“It happened suddenly, and I wasn’t sure I was going to get out alive.”
I am one lucky woman.
I was driving along the freeway on the outskirts of Los Angeles when my tire blew out. In my panic to get across the lanes to safety, I lost control of my SUV and found myself rolling over and over down a steep hill into a ditch.
I think I lost consciousness and I’m not sure for how long, but when I awoke I realized my SUV was hidden from view, and I didn’t see anyone rushing down to help me. It was surreal. My head hurt quite a bit, and I was trapped inside the car.
What had happened, I surmised, was that because it was late at night and not too many other cars were on the road, no one saw what had happened. And here I was trapped in my car about forty feet below the level of the other cars speeding by at sixty-five miles an hour.
And no one knew I was there.
Worse yet, when I managed to pull my cell phone out of my purse, I realized it was a dead area. I couldn’t dial a number. Then panic set in. I thought I might lie here for days and starve to death or die of thirst, and nobody was going to come save me.
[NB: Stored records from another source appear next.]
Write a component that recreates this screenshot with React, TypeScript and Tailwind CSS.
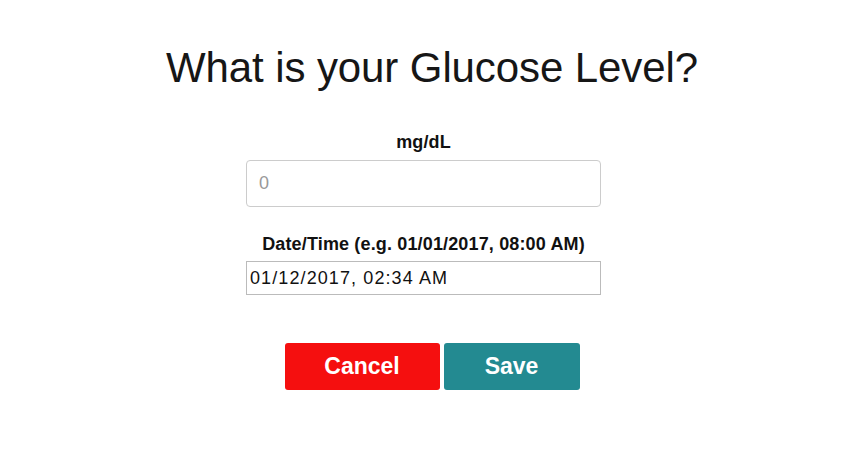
import React from "react";

const App = () => {
  return (
    <div className="w-[864px] h-[463px] bg-white flex flex-col items-center font-['Liberation_Sans',Arial,sans-serif] text-[#111]">
      {/* Title */}
      <h1 className="mt-[40px] text-[42px] leading-[56px] font-normal tracking-[-0.1px] text-[#161616]">
        What is your Glucose Level?
      </h1>

      {/* Form */}
      <div className="mr-[17px] flex flex-col items-center">
        <label className="mt-[34px] text-[18px] leading-[24px] font-bold tracking-[0.1px]">mg/dL</label>
        <input
          type="text"
          placeholder="0"
          className="mt-[6px] w-[355px] h-[47px] px-3 text-[18px] border border-[#ccc] rounded-[4px] placeholder-[#999] outline-none"
        />

        <label className="mt-[25px] text-[18px] leading-[24px] font-bold tracking-[0.15px]">
          Date/Time (e.g. 01/01/2017, 08:00 AM)
        </label>
        <input
          type="text"
          defaultValue="01/12/2017, 02:34 AM"
          className="mt-[5px] w-[355px] h-[34px] px-[3px] text-[18px] tracking-[1.1px] text-[#111] border border-[#bbb] outline-none"
        />
      </div>

      {/* Actions */}
      <div className="mt-[48px] flex gap-[4px]">
        <button className="w-[155px] h-[47px] rounded-[3px] bg-[#f50f0f] text-white text-[23px] font-bold">
          Cancel
        </button>
        <button className="w-[136px] h-[47px] rounded-[3px] bg-[#238a91] text-white text-[23px] font-bold">
          Save
        </button>
      </div>
    </div>
  );
};

export default App;
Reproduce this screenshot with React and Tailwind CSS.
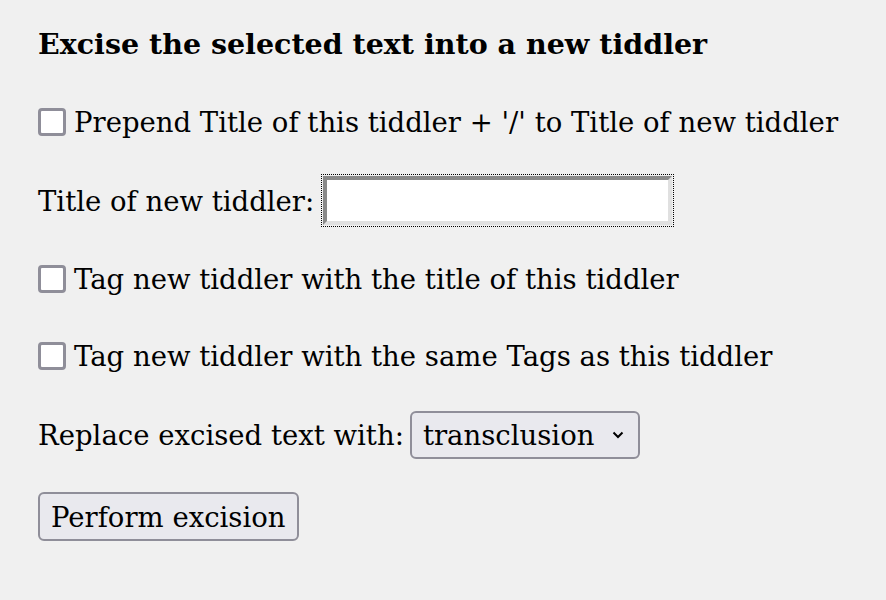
const serif = { fontFamily: '"DejaVu Serif", "Liberation Serif", serif' };

const Box = ({ label }) => (
  <label className="flex items-center gap-[8px] h-[30px]">
    <span className="w-[28px] h-[28px] rounded-[4px] border-[3px] border-[#8f8e99] bg-white shrink-0" />
    <span>{label}</span>
  </label>
);

export default function App() {
  return (
    <div className="w-[886px] h-[600px] bg-[#f0f0f0] text-black text-[27.5px] leading-[36px] pl-[38px] pt-[26px]" style={serif}>
      <h2 className="font-bold text-[28.5px] leading-[36px]">Excise the selected text into a new tiddler</h2>
      <div className="mt-[45px]">
        <Box label="Prepend Title of this tiddler + '/' to Title of new tiddler" />
      </div>
      <div className="mt-[37px] flex items-center gap-[7px]">
        <span>Title of new tiddler:</span>
        <span className="block w-[353px] h-[53px] border border-dotted border-black p-[1px]">
          <span className="block w-full h-full bg-white border-[4px] border-t-[#8a8a8a] border-l-[#8a8a8a] border-b-[#e0e0e0] border-r-[#e0e0e0]" />
        </span>
      </div>
      <div className="mt-[37px]">
        <Box label="Tag new tiddler with the title of this tiddler" />
      </div>
      <div className="mt-[47px]">
        <Box label="Tag new tiddler with the same Tags as this tiddler" />
      </div>
      <div className="mt-[40px] flex items-center gap-[6px]">
        <span>Replace excised text with:</span>
        <span className="flex items-center h-[48px] pl-[11px] pr-[13px] border-[2px] border-[#8f8e99] rounded-[6px] bg-[#e9e9ee]">
          <span>transclusion</span>
          <svg width="14" height="10" viewBox="0 0 14 10" className="ml-[17px]">
            <path d="M2.5 2.5l4.5 4.5 4.5-4.5" fill="none" stroke="#000" strokeWidth="2" />
          </svg>
        </span>
      </div>
      <div className="mt-[33px]">
        <span className="inline-flex items-center h-[49px] px-[11px] border-[2px] border-[#8f8e99] rounded-[6px] bg-[#e9e9ee]">
          Perform excision
        </span>
      </div>
    </div>
  );
}
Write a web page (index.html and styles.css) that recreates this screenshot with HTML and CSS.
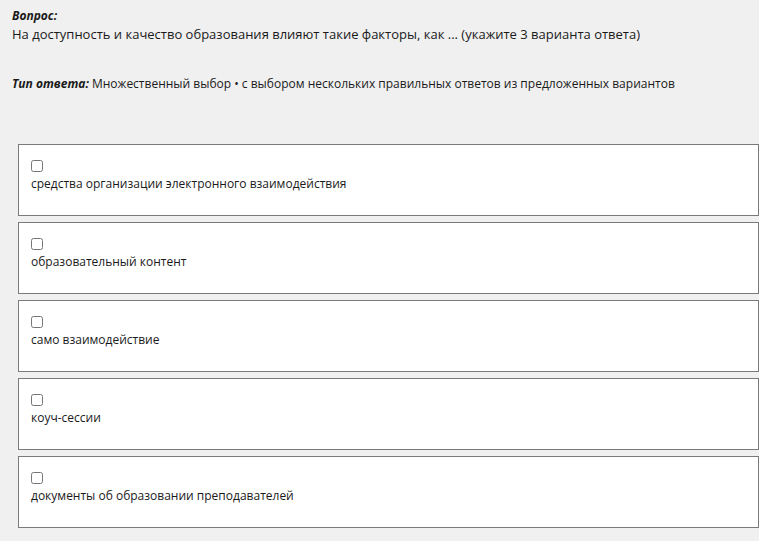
FILE: index.html
```html
<!DOCTYPE html>
<html lang="ru">

<head>
    <meta charset="UTF-8">
    <meta name="viewport" content="width=device-width, initial-scale=1.0">
    <title>Вопрос</title>
    <link rel="stylesheet" href="styles.css">
</head>

<body>
    <!-- Question text -->
    <div class="question">
        <div class="label">Вопрос:</div>
        <div class="text">На доступность и качество образования влияют такие факторы, как ... (укажите 3 варианта ответа)</div>
    </div>

    <!-- Answer type -->
    <div class="answer-type">
        <span class="label">Тип ответа:</span> Множественный выбор • с выбором нескольких правильных ответов из предложенных вариантов
    </div>

    <!-- Answer options -->
    <div class="options">
        <label class="option">
            <input type="checkbox">
            <span>средства организации электронного взаимодействия</span>
        </label>
        <label class="option">
            <input type="checkbox">
            <span>образовательный контент</span>
        </label>
        <label class="option">
            <input type="checkbox">
            <span>само взаимодействие</span>
        </label>
        <label class="option">
            <input type="checkbox">
            <span>коуч-сессии</span>
        </label>
        <label class="option">
            <input type="checkbox">
            <span>документы об образовании преподавателей</span>
        </label>
    </div>
</body>

</html>
```

FILE: styles.css
```css
/* Page basics */
body {
    margin: 0;
    padding: 7px 0 0 12px;
    background-color: #f0f0f0;
    font-family: "Open Sans", "Noto Sans", sans-serif;
    font-size: 13px;
    line-height: 17px;
    color: #1a1a1a;
}

.label {
    font-weight: bold;
    font-style: italic;
    font-size: 12px;
}

.question .text {
    margin-top: 2px;
}

.answer-type {
    margin-top: 32px;
    font-size: 12px;
}

.options {
    margin: 52px 0 0 6px;
    display: flex;
    flex-direction: column;
    gap: 6px;
    font-size: 12px;
}

.option {
    display: flex;
    flex-direction: column;
    align-items: flex-start;
    gap: 3px;
    height: 40px;
    padding: 15px 12px 15px 12px;
    background-color: #fff;
    border: 1px solid #7a7a7a;
}

.option input {
    margin: 0;
    width: 12px;
    height: 12px;
}
```
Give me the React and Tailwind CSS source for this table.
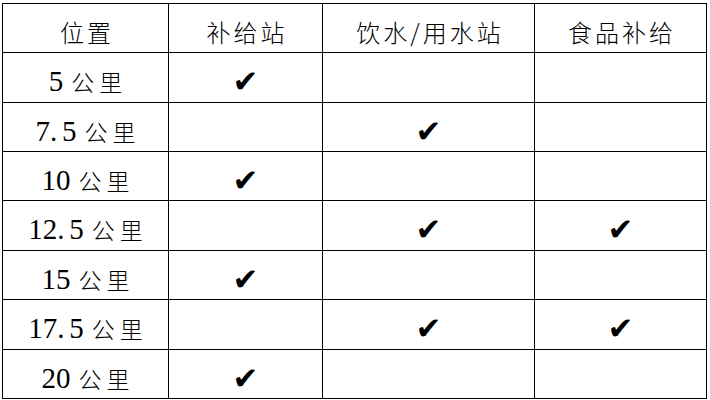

I thought about my husband and my kids, and I started to cry. It was a terrible moment, and I felt my situation was hopeless.
I tried kicking the door but it wouldn’t budge. And even if it had opened, I was helplessly stuck inside. My right foot was stuck between an unmovable seat and the crushed dashboard. I was bleeding a bit, very tired and very weak.
I must have fallen asleep because when I awoke, I was surrounded by firemen, all in uniform, and they were prying my door open with a huge metal bar. I gasped when I realized I was going to be saved and would see my family again.
When I asked how they found me, one of the men said that I owed my life to their mascot Dalmatian, Hattie, who started barking madly as they drove by on the freeway. He kept barking and kept looking back; so on a hunch they pulled off the freeway, hiked back to the spot where Hattie led them.
They said they still couldn’t see anything from the Freeway but Hattie raced down the hill and then one of the men caught a glimpse of my overturned SUV.
There’s no way the dog could have seen me as the fire truck raced by, but somehow he sensed I was there and that I was in trouble.
It is said that animals have psychic powers far beyond what us humans have, and I believe it.